Supplied data =>
* START *

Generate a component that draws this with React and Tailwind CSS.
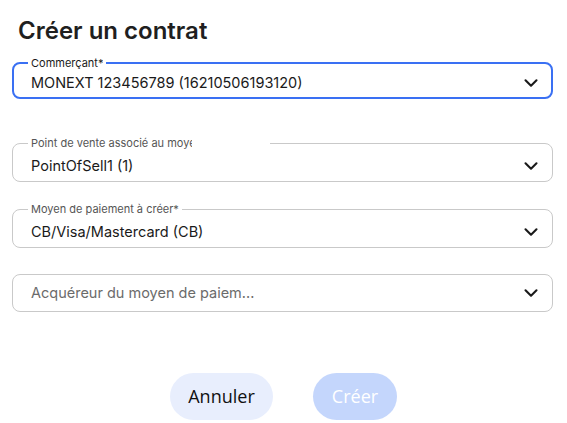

* END *
* START *

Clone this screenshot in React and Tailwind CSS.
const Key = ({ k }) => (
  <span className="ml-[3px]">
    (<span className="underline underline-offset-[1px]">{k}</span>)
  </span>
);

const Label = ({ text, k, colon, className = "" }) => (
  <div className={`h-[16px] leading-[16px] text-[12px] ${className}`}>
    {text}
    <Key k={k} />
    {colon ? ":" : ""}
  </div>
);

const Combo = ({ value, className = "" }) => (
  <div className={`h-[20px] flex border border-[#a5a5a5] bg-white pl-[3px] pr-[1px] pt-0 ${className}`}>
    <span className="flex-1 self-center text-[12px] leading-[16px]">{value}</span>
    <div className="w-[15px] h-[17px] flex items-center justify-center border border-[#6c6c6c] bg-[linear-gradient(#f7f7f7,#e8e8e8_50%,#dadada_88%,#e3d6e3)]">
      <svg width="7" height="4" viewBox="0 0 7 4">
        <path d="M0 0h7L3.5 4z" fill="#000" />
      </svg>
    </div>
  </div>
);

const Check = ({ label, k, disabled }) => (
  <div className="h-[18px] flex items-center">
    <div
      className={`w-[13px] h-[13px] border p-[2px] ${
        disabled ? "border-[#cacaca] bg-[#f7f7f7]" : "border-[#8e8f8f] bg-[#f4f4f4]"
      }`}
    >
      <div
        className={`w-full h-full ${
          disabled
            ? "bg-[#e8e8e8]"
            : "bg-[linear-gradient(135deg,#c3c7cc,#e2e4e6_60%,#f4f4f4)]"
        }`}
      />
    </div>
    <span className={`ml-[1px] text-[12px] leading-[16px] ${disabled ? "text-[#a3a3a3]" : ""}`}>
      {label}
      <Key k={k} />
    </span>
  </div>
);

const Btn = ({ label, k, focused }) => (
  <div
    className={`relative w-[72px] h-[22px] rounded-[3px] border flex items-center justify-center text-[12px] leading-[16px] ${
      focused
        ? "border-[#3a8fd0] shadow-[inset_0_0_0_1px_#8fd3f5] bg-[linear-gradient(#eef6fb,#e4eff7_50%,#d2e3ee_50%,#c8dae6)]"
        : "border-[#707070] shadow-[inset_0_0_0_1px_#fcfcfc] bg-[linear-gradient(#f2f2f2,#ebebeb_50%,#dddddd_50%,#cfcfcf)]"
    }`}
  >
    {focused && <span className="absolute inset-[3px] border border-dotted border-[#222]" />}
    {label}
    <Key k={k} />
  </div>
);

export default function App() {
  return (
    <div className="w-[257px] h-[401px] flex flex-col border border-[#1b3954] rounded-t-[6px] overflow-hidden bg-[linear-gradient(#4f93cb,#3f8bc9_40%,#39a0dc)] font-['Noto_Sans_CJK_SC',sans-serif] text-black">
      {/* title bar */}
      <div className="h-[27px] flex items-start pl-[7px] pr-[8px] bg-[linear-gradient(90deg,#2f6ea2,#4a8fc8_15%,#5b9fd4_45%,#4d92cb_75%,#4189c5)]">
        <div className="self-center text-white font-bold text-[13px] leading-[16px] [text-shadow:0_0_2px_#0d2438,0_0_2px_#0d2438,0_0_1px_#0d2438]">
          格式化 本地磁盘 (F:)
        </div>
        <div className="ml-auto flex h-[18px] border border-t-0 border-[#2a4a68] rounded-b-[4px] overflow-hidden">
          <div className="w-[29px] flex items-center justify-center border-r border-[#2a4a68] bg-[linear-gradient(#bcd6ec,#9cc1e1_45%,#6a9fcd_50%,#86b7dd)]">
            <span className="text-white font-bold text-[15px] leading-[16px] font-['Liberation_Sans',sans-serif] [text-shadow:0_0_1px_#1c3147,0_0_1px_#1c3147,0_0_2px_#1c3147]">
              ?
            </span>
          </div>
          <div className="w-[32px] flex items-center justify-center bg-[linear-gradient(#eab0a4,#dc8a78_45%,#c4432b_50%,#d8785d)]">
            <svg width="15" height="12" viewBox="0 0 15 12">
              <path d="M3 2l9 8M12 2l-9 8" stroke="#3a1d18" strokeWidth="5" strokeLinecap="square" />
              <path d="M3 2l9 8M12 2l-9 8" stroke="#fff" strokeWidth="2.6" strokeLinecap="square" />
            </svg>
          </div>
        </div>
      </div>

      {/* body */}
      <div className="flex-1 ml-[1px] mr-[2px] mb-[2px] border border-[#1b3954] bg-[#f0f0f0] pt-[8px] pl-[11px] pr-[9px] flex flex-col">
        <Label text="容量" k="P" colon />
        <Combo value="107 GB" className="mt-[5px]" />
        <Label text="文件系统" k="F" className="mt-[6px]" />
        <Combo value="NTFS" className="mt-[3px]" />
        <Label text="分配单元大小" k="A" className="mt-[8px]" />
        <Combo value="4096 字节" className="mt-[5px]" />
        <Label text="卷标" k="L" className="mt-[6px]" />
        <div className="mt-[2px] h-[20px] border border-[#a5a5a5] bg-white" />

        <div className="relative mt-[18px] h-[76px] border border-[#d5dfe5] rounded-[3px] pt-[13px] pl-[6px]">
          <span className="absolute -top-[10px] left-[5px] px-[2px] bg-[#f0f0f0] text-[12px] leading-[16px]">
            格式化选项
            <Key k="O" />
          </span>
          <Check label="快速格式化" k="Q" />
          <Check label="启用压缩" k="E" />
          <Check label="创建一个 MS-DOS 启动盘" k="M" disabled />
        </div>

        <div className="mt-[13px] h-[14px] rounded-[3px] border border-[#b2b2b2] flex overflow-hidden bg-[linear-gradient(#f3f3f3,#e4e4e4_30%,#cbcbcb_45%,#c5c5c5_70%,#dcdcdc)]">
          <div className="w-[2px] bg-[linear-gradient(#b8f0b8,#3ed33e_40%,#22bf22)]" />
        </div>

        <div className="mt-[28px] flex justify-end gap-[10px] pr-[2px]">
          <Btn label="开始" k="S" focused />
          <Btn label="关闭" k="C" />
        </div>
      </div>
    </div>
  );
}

* END *

Your task =>
Report back each line of the entries that holds the string "this".

Completed exercise =>
Generate a component that draws this with React and Tailwind CSS.
Clone this screenshot in React and Tailwind CSS.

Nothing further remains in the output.